As they drilled new wells, they took cores to verify the producibility of the reservoirs. In the Bodcaw, they saw high resistivity on top of low resistivity on logs. In most cases that would indicate gas above the water. The cores helped prove that, in this case, the low-resistivity lower portion of the formation contained thin bedded sands between thin bedded shales. The result was that they were able to prove that the entire Bodcaw reservoir was gas-productive.

They were able to test 1 MMcf/d to 2 MMcf/d from each of the Bodcaw, Davis and Taylor formations, though when commingled, the formations flowed for 2 MMcf/d. But production would last longer.

The best new well tested at 6 MMcf/d of gas from the Hosston. It was dualed with a 2 MMcf/d Cotton Valley completion.

In both the north and south ends of the field, they tapped the virgin pressure in the Cotton Valley. “That was probably 100 Bcf of gas we added to our reserve base from the Cotton Valley,” Bridges said.

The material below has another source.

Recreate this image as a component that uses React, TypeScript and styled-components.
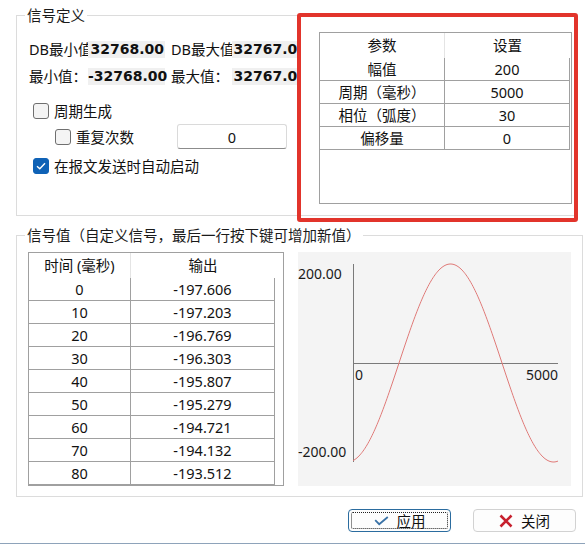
import React from 'react';
import styled, { createGlobalStyle, css } from 'styled-components';

const GlobalStyle = createGlobalStyle`
  html, body {
    margin: 0;
    padding: 0;
    background: #fff;
  }
  body {
    font-family: "Noto Sans", "Noto Sans CJK SC", sans-serif;
    color: #111;
  }
`;

const Window = styled.div`
  position: relative;
  width: 585px;
  height: 554px;
  box-sizing: border-box;
  padding-top: 6px;
  overflow: hidden;
  background: #fff;
  font-size: 14.5px;
  display: flex;
  flex-direction: column;
`;

const Group = styled.fieldset<{ $w: number; $h: number; $pad: string; $top?: number }>`
  box-sizing: border-box;
  width: ${(p) => p.$w}px;
  height: ${(p) => p.$h}px;
  min-width: 0;
  margin: ${(p) => p.$top || 0}px 0 0 16px;
  padding: ${(p) => p.$pad};
  border: 1px solid #dcdcdc;
`;

const GroupTitle = styled.legend<{ $shift: number }>`
  margin-left: ${(p) => p.$shift}px;
  padding: 0 2px;
  font-size: 14.5px;
  line-height: 18px;
  color: #1a1a1a;
`;

const GroupBody = styled.div<{ $gap: number }>`
  display: flex;
  gap: ${(p) => p.$gap}px;
`;

const LeftColumn = styled.div`
  width: 268px;
  flex-shrink: 0;
  overflow: hidden;
  padding-top: 9px;
  display: flex;
  flex-direction: column;
`;

const InfoRow = styled.div<{ $mt?: number }>`
  display: flex;
  align-items: center;
  height: 17px;
  margin-top: ${(p) => p.$mt || 0}px;
  white-space: nowrap;
`;

const InfoLabel = styled.span<{ $w: number; $ml?: number }>`
  width: ${(p) => p.$w}px;
  margin-left: ${(p) => p.$ml || 0}px;
  flex-shrink: 0;
  overflow: hidden;
  line-height: 17px;
`;

const InfoValue = styled.span<{ $w: number }>`
  width: ${(p) => p.$w}px;
  flex-shrink: 0;
  height: 17px;
  box-sizing: border-box;
  padding-right: 1px;
  background: #f0f0f0;
  font-family: "DejaVu Sans", sans-serif;
  font-weight: bold;
  font-size: 14px;
  line-height: 17px;
  text-align: right;
  color: #111;
`;

const CheckRow = styled.div<{ $h: number; $mt: number; $indent: number }>`
  display: flex;
  align-items: center;
  gap: 5px;
  height: ${(p) => p.$h}px;
  margin-top: ${(p) => p.$mt}px;
  padding-left: ${(p) => p.$indent}px;
  line-height: 18px;
`;

const Box = styled.span<{ $checked?: boolean }>`
  width: 16px;
  height: 16px;
  box-sizing: border-box;
  flex-shrink: 0;
  border-radius: 3px;
  display: flex;
  align-items: center;
  justify-content: center;
  ${(p) =>
    p.$checked
      ? css`
          background: #0f62b6;
          border: 1px solid #0f62b6;
        `
      : css`
          background: #f4f4f4;
          border: 1px solid #6f6f6f;
        `}
`;

const CheckText = styled.span`
  flex: 1;
`;

const RepeatField = styled.input`
  box-sizing: border-box;
  width: 110px;
  height: 25px;
  margin-right: 10px;
  border: 1px solid #dadada;
  border-bottom-color: #8c8c8c;
  border-radius: 3px;
  background: #fff;
  font: inherit;
  font-size: 14.5px;
  text-align: center;
  color: #111;
  outline: none;
`;

const Grid = styled.div<{ $w: number; $h: number }>`
  box-sizing: border-box;
  width: ${(p) => p.$w}px;
  height: ${(p) => p.$h}px;
  flex-shrink: 0;
  border: 1px solid #a0a0a0;
  background: #fff;
`;

const GridRow = styled.div<{ $cols: string; $head?: boolean }>`
  display: grid;
  grid-template-columns: ${(p) => p.$cols};
  height: ${(p) => (p.$head ? 25 : 23)}px;
`;

const Cell = styled.div<{ $head?: boolean; $last?: boolean }>`
  box-sizing: border-box;
  display: flex;
  align-items: center;
  justify-content: center;
  font-size: 14.5px;
  line-height: 1;
  color: #111;
  white-space: nowrap;
  ${(p) =>
    p.$head
      ? css`
          border-right: ${p.$last ? 'none' : '1px solid #e4e4e4'};
        `
      : css`
          border-right: 1px solid #a0a0a0;
          border-bottom: 1px solid #a0a0a0;
        `}
`;

const ChartBox = styled.div`
  width: 273px;
  height: 234px;
  flex-shrink: 0;
  background: #f4f4f4;

  svg {
    display: block;
  }
  text {
    font-family: "Noto Sans", sans-serif;
    font-size: 14px;
    fill: #1a1a1a;
  }
`;

const ButtonBar = styled.div`
  display: flex;
  justify-content: flex-end;
  gap: 22px;
  margin-top: 12px;
  padding-right: 9px;
`;

const Button = styled.button<{ $focused?: boolean }>`
  position: relative;
  box-sizing: border-box;
  width: 103px;
  height: 23px;
  padding: 0;
  display: flex;
  align-items: center;
  justify-content: center;
  gap: 8px;
  border-radius: 4px;
  border: 1px solid ${(p) => (p.$focused ? '#2b6c9f' : '#d2d2d2')};
  background: #fdfdfd;
  font: inherit;
  font-size: 14.5px;
  line-height: 18px;
  color: #111;
  ${(p) =>
    p.$focused &&
    css`
      &::after {
        content: '';
        position: absolute;
        inset: 2px;
        border: 1px dotted #222;
        border-radius: 2px;
      }
    `}
`;

const BottomRule = styled.div`
  height: 1px;
  margin-top: 11px;
  background: #8ea3ba;
`;

const Highlight = styled.div`
  position: absolute;
  left: 297px;
  top: 13px;
  width: 281px;
  height: 209px;
  box-sizing: border-box;
  border: 4px solid #e2342b;
  border-radius: 3px;
  pointer-events: none;
`;

const CheckBox: React.FC<{ checked?: boolean }> = ({ checked }) => (
  <Box $checked={checked}>
    {checked && (
      <svg width="10" height="8" viewBox="0 0 10 8">
        <path d="M1 4.2 L3.8 6.8 L9 1.2" fill="none" stroke="#fff" strokeWidth="1.4" />
      </svg>
    )}
  </Box>
);

const params = [
  ['幅值', '200'],
  ['周期（毫秒）', '5000'],
  ['相位（弧度）', '30'],
  ['偏移量', '0'],
];

const samples = [
  [0, '-197.606'],
  [10, '-197.203'],
  [20, '-196.769'],
  [30, '-196.303'],
  [40, '-195.807'],
  [50, '-195.279'],
  [60, '-194.721'],
  [70, '-194.132'],
  [80, '-193.512'],
];

// x axis spans 55..260 for 0..5000 ms, y axis 12..210 for +200..-200
const wave = Array.from({ length: 206 }, (_, i) => {
  const x = 55 + i;
  const y = 111 - 99 * Math.cos((2 * Math.PI * (x - 152.5)) / 206);
  return `${x},${y.toFixed(2)}`;
}).join(' ');

const WaveChart: React.FC = () => (
  <ChartBox>
    <svg width="273" height="234" viewBox="0 0 273 234">
      <line x1="55.5" y1="12" x2="55.5" y2="210" stroke="#7a7a7a" strokeWidth="1" />
      <line x1="55" y1="111.5" x2="260" y2="111.5" stroke="#7a7a7a" strokeWidth="1" />
      <polyline points={wave} fill="none" stroke="#e07a78" strokeWidth="1" />
      <text x="0" y="27">200.00</text>
      <text x="0" y="205">-200.00</text>
      <text x="57" y="128">0</text>
      <text x="260" y="128" textAnchor="end">5000</text>
    </svg>
  </ChartBox>
);

const App: React.FC = () => {
  return (
    <>
      <GlobalStyle />
      <Window>
        <Group $w={559} $h={210} $pad="8px 2px 0 12px">
          <GroupTitle $shift={-4}>信号定义</GroupTitle>
          <GroupBody $gap={22}>
            <LeftColumn>
              <InfoRow>
                <InfoLabel $w={59}>DB最小值</InfoLabel>
                <InfoValue $w={77}>32768.00</InfoValue>
                <InfoLabel $w={61} $ml={6}>DB最大值</InfoLabel>
                <InfoValue $w={76}>32767.00</InfoValue>
              </InfoRow>
              <InfoRow $mt={10}>
                <InfoLabel $w={59}>最小值：</InfoLabel>
                <InfoValue $w={77}>-32768.00</InfoValue>
                <InfoLabel $w={61} $ml={6}>最大值：</InfoLabel>
                <InfoValue $w={76}>32767.00</InfoValue>
              </InfoRow>
              <CheckRow $h={20} $mt={16} $indent={4}>
                <CheckBox />
                <CheckText>周期生成</CheckText>
              </CheckRow>
              <CheckRow $h={25} $mt={3} $indent={26}>
                <CheckBox />
                <CheckText>重复次数</CheckText>
                <RepeatField value="0" readOnly />
              </CheckRow>
              <CheckRow $h={20} $mt={7} $indent={4}>
                <CheckBox checked />
                <CheckText>在报文发送时自动启动</CheckText>
              </CheckRow>
            </LeftColumn>
            <Grid $w={253} $h={172}>
              <GridRow $cols="125px 125px" $head>
                <Cell $head>参数</Cell>
                <Cell $head $last>设置</Cell>
              </GridRow>
              {params.map(([name, value]) => (
                <GridRow key={name} $cols="125px 125px">
                  <Cell>{name}</Cell>
                  <Cell>{value}</Cell>
                </GridRow>
              ))}
            </Grid>
          </GroupBody>
        </Group>

        <Group $w={567} $h={271} $pad="8px 11px 0 11px" $top={10}>
          <GroupTitle $shift={-3}>信号值（自定义信号，最后一行按下键可增加新值）</GroupTitle>
          <GroupBody $gap={14}>
            <Grid $w={256} $h={234}>
              <GridRow $cols="102px 144px" $head>
                <Cell $head>时间 (毫秒)</Cell>
                <Cell $head $last>输出</Cell>
              </GridRow>
              {samples.map(([t, v]) => (
                <GridRow key={t} $cols="102px 144px">
                  <Cell>{t}</Cell>
                  <Cell>{v}</Cell>
                </GridRow>
              ))}
            </Grid>
            <WaveChart />
          </GroupBody>
        </Group>

        <ButtonBar>
          <Button $focused>
            <svg width="15" height="10" viewBox="0 0 15 10">
              <path d="M1.2 4.2 L5.2 8.2 L13.8 1" fill="none" stroke="#3a72a6" strokeWidth="1.8" />
            </svg>
            应用
          </Button>
          <Button>
            <svg width="14" height="14" viewBox="0 0 14 14">
              <path d="M1.5 1.5 L12.5 12.5 M12.5 1.5 L1.5 12.5" stroke="#c7202e" strokeWidth="2.6" />
            </svg>
            关闭
          </Button>
        </ButtonBar>
        <BottomRule />

        <Highlight />
      </Window>
    </>
  );
};

export default App;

As they expanded operations, they bought Murphy Oil Corp.’s stake in another part of Sligo field. That was Murphy’s last onshore US property.

They invested $55 million in the property. That included a 40 MMcf/d propane refrigeration unit at the north end of the field, a pipeline joining the two ends of the field and more compression. It also included a new high-pressure gathering system for the new wells to work with the existing low-pressure system for existing wells.

The partners bought the field with 9.5 MMcf/d of production for $131 million in March 2002. They sold it in May 2004 to Chesapeake with 61 MMcf/d of production while also completing recently drilled wells and drilling additional wells with three rigs running.

“We thought there was potential for 130 MMcf/d,” Bridges said.

Chesapeake said it bought the field for $425 million, and that company continues to develop the potential of Sligo.